Dua orang tidak hadir. Yaitu, Arif Zulkifli (mewakili AJI, Tempo) dan Asmono Wikan (mewakili SPS). Darivt anggota yang hadir, enam anggota, termasuk ketua dan wakil ketua Dewan Pers menyetujui dimasukkannya frasa minta maaf itu . Hanya satu anggota, yakni, Atmadji Sapto Anggoro (mewakili tokoh masyarakat) yang menampiknya. “Isi liputan Tempo adalah kontrol sosial yang bagus. Jika ada ketidakakuratan kecil ya dikoreksi saja dalam Hak Jawab,” tukas mantan wartawan, yang juga Ketua Komisi Penelitian, Pendataan dan Ratifikasi Dewan Pers.
Apa pun, reaksi sejumlah wartawan senior atas PPR Dewan Pers no 7 tahun 2024, bisalah ditangkap sebagai pantulan keresahan para jurnalis dalam menyikapi makin lemahnya pengawasan atas penyelenggaraan negara saat ini.
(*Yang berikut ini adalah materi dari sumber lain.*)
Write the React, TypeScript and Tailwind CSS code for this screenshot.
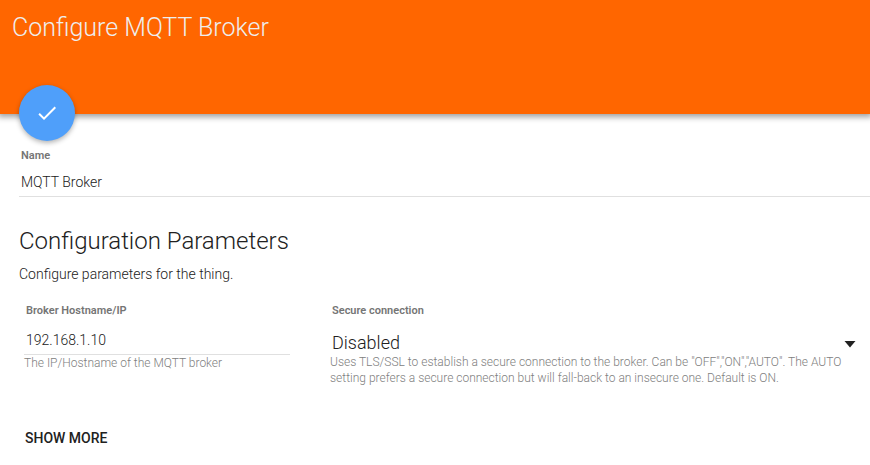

Pelanggaran hukum dan etika terus terjadi dalam skala yang ugal-ugalan.
DPR sudah seperti lembaga negara yang lumpuh dan tidak berdaya. Terutama dalam menghadapi aksi pelanggaran hukum dan etika yang telah dilakukan Presiden Jokowi dan para pembantunya. Apa yang diungkapkan Majalah Tempo di sektor investasi dan perizinan pertambangan adalah sekelumit fakta telanjang atau bukti bagaimana pemerintah atau eksekutif kini makin menjadi kekuatan yang tak tersentuh dan tidak terawasi.
“Kontrol sosial pers pun sekarang terasa kian langka dilakukan. Kita memuji dan berharap Tempo yang saat-saat ini masih aktif melakukannya, tidak ikut dilumpuhkan. Apa yang dikenakan Dewan Pers terhadap Tempo bisa mengarah pada pelemahan atau pelumpuhan atas fungsi kontrol sosial pers,” ujar Asro Kamal Rokan, wartawan senor yang pernah memimpin koran Republika, LKBN Antara dan koran Jurnal Nasional.
Ilham Bintang bahkan mengingatkan Ketua Dewan Pers melalui chat WA.
” Laporan investigasi pers tidak bisa dibatalkan hanya karena di dalamnya ada unsur kekurangcermatan/ kurang akurat. Apalagi, kekurangan dimaksud sifatnya teknis. Seperti yang terjadi di dalam laporan utama Majalah Tempo yang diadukan oleh Bahlil Lahaladia, Menteri Investasi RI di Dewan Pers. Tempo menulis angka “ribuan perusahaan tambang” yang dinilai DP tidak akurat, sepatutnya hanya diminta untuk menyiarkan hak jawab menurut fakta yang dimiliki pihak pengadu. Tapi kewajiban itu pun harusnya batal karena pihak Tempo sudah meminta konfirmasi namun tidak dilayani oleh pengadu. Maka, menurut saya, penilaian DP atas Tempo yang dituduh melanggar kode etik dan merekomendasikan Tempo memuat hak jawab dan meminta maaf kepada publik dan Menteri Bahlil sebuah putusan yang berlebihan. Putusan itu mereduksi peran pers dan berpotensi mengancam kemerdekaan pers yang seharusnya justru harus dilindungi Dewan Pers. Kritik itu dikirim Ilham minggu lalu, lewat tengah malam, setelah menunaikan Salat Tahajjud. “Supaya lebih nyerep,” ucap mantan Ketua Dewan Kehormatan PWI Pusat dua priode itu.